━━━━━ Dataset entries
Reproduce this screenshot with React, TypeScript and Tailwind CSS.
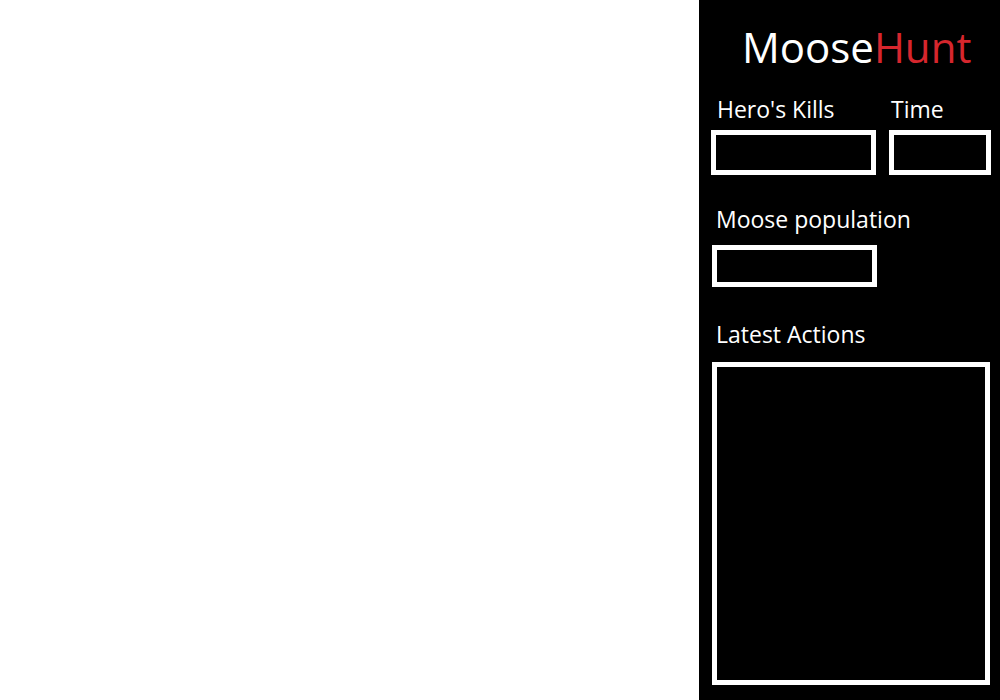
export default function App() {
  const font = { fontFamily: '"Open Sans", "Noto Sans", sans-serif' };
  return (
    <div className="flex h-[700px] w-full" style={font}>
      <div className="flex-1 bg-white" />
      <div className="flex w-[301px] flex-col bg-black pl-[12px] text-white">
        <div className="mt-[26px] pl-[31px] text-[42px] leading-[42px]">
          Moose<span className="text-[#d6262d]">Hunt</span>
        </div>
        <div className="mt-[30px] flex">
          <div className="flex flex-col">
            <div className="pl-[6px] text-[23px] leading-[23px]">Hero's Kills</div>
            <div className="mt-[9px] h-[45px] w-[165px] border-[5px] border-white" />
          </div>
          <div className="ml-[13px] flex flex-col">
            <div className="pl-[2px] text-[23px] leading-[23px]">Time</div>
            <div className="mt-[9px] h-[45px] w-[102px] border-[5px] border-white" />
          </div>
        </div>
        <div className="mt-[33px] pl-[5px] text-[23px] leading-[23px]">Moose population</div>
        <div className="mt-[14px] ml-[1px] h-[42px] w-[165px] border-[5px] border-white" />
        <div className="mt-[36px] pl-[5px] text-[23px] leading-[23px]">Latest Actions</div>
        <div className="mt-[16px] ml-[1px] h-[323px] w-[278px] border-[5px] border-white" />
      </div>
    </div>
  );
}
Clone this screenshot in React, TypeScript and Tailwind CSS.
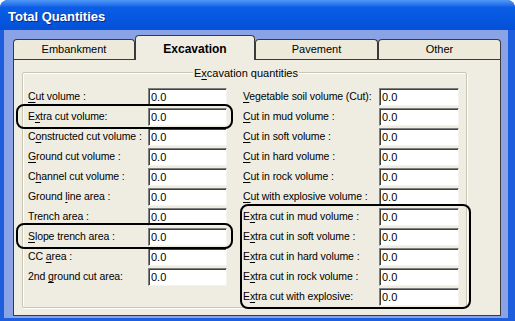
━━━━━━━━━━
Repeat the material above in full and exactly, omitting the pictures.

- Expected output -
Reproduce this screenshot with React, TypeScript and Tailwind CSS.
export default function App() {
  const font = { fontFamily: '"Open Sans", "Noto Sans", sans-serif' };
  return (
    <div className="flex h-[700px] w-full" style={font}>
      <div className="flex-1 bg-white" />
      <div className="flex w-[301px] flex-col bg-black pl-[12px] text-white">
        <div className="mt-[26px] pl-[31px] text-[42px] leading-[42px]">
          Moose<span className="text-[#d6262d]">Hunt</span>
        </div>
        <div className="mt-[30px] flex">
          <div className="flex flex-col">
            <div className="pl-[6px] text-[23px] leading-[23px]">Hero's Kills</div>
            <div className="mt-[9px] h-[45px] w-[165px] border-[5px] border-white" />
          </div>
          <div className="ml-[13px] flex flex-col">
            <div className="pl-[2px] text-[23px] leading-[23px]">Time</div>
            <div className="mt-[9px] h-[45px] w-[102px] border-[5px] border-white" />
          </div>
        </div>
        <div className="mt-[33px] pl-[5px] text-[23px] leading-[23px]">Moose population</div>
        <div className="mt-[14px] ml-[1px] h-[42px] w-[165px] border-[5px] border-white" />
        <div className="mt-[36px] pl-[5px] text-[23px] leading-[23px]">Latest Actions</div>
        <div className="mt-[16px] ml-[1px] h-[323px] w-[278px] border-[5px] border-white" />
      </div>
    </div>
  );
}
Clone this screenshot in React, TypeScript and Tailwind CSS.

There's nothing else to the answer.